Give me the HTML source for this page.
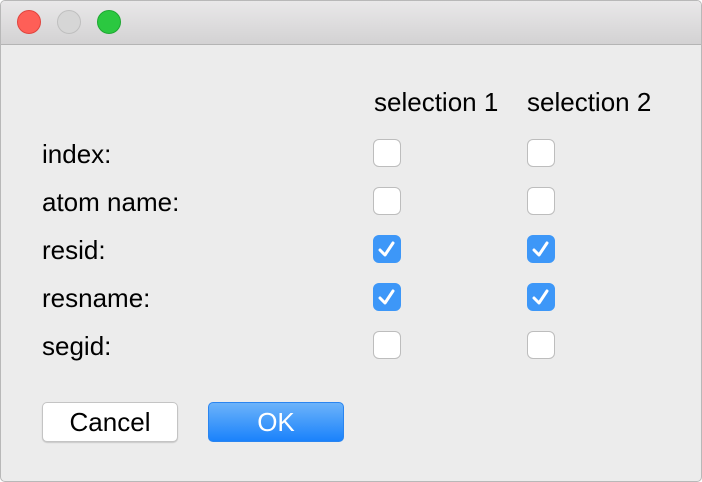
<!DOCTYPE html>
<html><head><style>
body{margin:0;width:702px;height:482px;overflow:hidden;background:#fff;font-family:"Liberation Sans",sans-serif;}
.win{position:absolute;left:0;top:0;width:700px;height:480px;border:1px solid #b8b8b8;border-radius:5px;background:#ececec;overflow:hidden;}
.tb{position:absolute;left:0;top:0;right:0;height:43px;background:linear-gradient(#e9e8e9,#d3d2d3);border-bottom:1px solid #b4b4b4;}
.c{position:absolute;top:9px;width:22px;height:22px;border-radius:50%;}
.t{position:absolute;font-size:26px;color:#000;line-height:30px;}
.cb{position:absolute;width:26px;height:26px;border:1px solid #bdbdbd;border-radius:6px;background:#fff;}
.cb.on{background:#3d97f8;border-color:#3d97f8;}
.cb svg{position:absolute;left:0;top:0}
.btn{position:absolute;top:401px;width:134px;height:38px;border-radius:5px;font-size:26px;text-align:center;line-height:38px;}
</style></head><body>
<div class="win">
<div class="tb">
<div class="c" style="left:16px;background:#fe5f57;border:1px solid #e0443e"></div>
<div class="c" style="left:56px;background:#d6d6d6;border:1px solid #bfbfbf"></div>
<div class="c" style="left:96px;background:#2bc840;border:1px solid #1ea832"></div>
</div>
<div class="t" style="left:373px;top:86px">selection 1</div>
<div class="t" style="left:526px;top:86px">selection 2</div>
<div class="t" style="left:41px;top:138px">index:</div>
<div class="t" style="left:41px;top:186px">atom name:</div>
<div class="t" style="left:41px;top:234px">resid:</div>
<div class="t" style="left:41px;top:282px">resname:</div>
<div class="t" style="left:41px;top:330px">segid:</div>

<div class="cb" style="left:372px;top:138px"></div>
<div class="cb" style="left:526px;top:138px"></div>
<div class="cb" style="left:372px;top:186px"></div>
<div class="cb" style="left:526px;top:186px"></div>
<div class="cb on" style="left:372px;top:234px"><svg width="26" height="26"><path d="M6 14 L11 19 L19 7" fill="none" stroke="#fff" stroke-width="3" stroke-linecap="round" stroke-linejoin="round"/></svg></div>
<div class="cb on" style="left:526px;top:234px"><svg width="26" height="26"><path d="M6 14 L11 19 L19 7" fill="none" stroke="#fff" stroke-width="3" stroke-linecap="round" stroke-linejoin="round"/></svg></div>
<div class="cb on" style="left:372px;top:282px"><svg width="26" height="26"><path d="M6 14 L11 19 L19 7" fill="none" stroke="#fff" stroke-width="3" stroke-linecap="round" stroke-linejoin="round"/></svg></div>
<div class="cb on" style="left:526px;top:282px"><svg width="26" height="26"><path d="M6 14 L11 19 L19 7" fill="none" stroke="#fff" stroke-width="3" stroke-linecap="round" stroke-linejoin="round"/></svg></div>
<div class="cb" style="left:372px;top:330px"></div>
<div class="cb" style="left:526px;top:330px"></div>

<div class="btn" style="left:41px;background:#fff;border:1px solid #c4c4c4;box-shadow:0 1px 1px rgba(0,0,0,.15)">Cancel</div>
<div class="btn" style="left:207px;background:linear-gradient(#6cb3fa,#1a82fb);border:1px solid #2a85f0;color:#fff">OK</div>
</div>
</body></html>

++++++

• **The problem**:
Repeat the listing in full and exactly. Do not include any images.

• **Response below**:
Give me the HTML source for this page.
<!DOCTYPE html>
<html><head><style>
body{margin:0;width:702px;height:482px;overflow:hidden;background:#fff;font-family:"Liberation Sans",sans-serif;}
.win{position:absolute;left:0;top:0;width:700px;height:480px;border:1px solid #b8b8b8;border-radius:5px;background:#ececec;overflow:hidden;}
.tb{position:absolute;left:0;top:0;right:0;height:43px;background:linear-gradient(#e9e8e9,#d3d2d3);border-bottom:1px solid #b4b4b4;}
.c{position:absolute;top:9px;width:22px;height:22px;border-radius:50%;}
.t{position:absolute;font-size:26px;color:#000;line-height:30px;}
.cb{position:absolute;width:26px;height:26px;border:1px solid #bdbdbd;border-radius:6px;background:#fff;}
.cb.on{background:#3d97f8;border-color:#3d97f8;}
.cb svg{position:absolute;left:0;top:0}
.btn{position:absolute;top:401px;width:134px;height:38px;border-radius:5px;font-size:26px;text-align:center;line-height:38px;}
</style></head><body>
<div class="win">
<div class="tb">
<div class="c" style="left:16px;background:#fe5f57;border:1px solid #e0443e"></div>
<div class="c" style="left:56px;background:#d6d6d6;border:1px solid #bfbfbf"></div>
<div class="c" style="left:96px;background:#2bc840;border:1px solid #1ea832"></div>
</div>
<div class="t" style="left:373px;top:86px">selection 1</div>
<div class="t" style="left:526px;top:86px">selection 2</div>
<div class="t" style="left:41px;top:138px">index:</div>
<div class="t" style="left:41px;top:186px">atom name:</div>
<div class="t" style="left:41px;top:234px">resid:</div>
<div class="t" style="left:41px;top:282px">resname:</div>
<div class="t" style="left:41px;top:330px">segid:</div>

<div class="cb" style="left:372px;top:138px"></div>
<div class="cb" style="left:526px;top:138px"></div>
<div class="cb" style="left:372px;top:186px"></div>
<div class="cb" style="left:526px;top:186px"></div>
<div class="cb on" style="left:372px;top:234px"><svg width="26" height="26"><path d="M6 14 L11 19 L19 7" fill="none" stroke="#fff" stroke-width="3" stroke-linecap="round" stroke-linejoin="round"/></svg></div>
<div class="cb on" style="left:526px;top:234px"><svg width="26" height="26"><path d="M6 14 L11 19 L19 7" fill="none" stroke="#fff" stroke-width="3" stroke-linecap="round" stroke-linejoin="round"/></svg></div>
<div class="cb on" style="left:372px;top:282px"><svg width="26" height="26"><path d="M6 14 L11 19 L19 7" fill="none" stroke="#fff" stroke-width="3" stroke-linecap="round" stroke-linejoin="round"/></svg></div>
<div class="cb on" style="left:526px;top:282px"><svg width="26" height="26"><path d="M6 14 L11 19 L19 7" fill="none" stroke="#fff" stroke-width="3" stroke-linecap="round" stroke-linejoin="round"/></svg></div>
<div class="cb" style="left:372px;top:330px"></div>
<div class="cb" style="left:526px;top:330px"></div>

<div class="btn" style="left:41px;background:#fff;border:1px solid #c4c4c4;box-shadow:0 1px 1px rgba(0,0,0,.15)">Cancel</div>
<div class="btn" style="left:207px;background:linear-gradient(#6cb3fa,#1a82fb);border:1px solid #2a85f0;color:#fff">OK</div>
</div>
</body></html>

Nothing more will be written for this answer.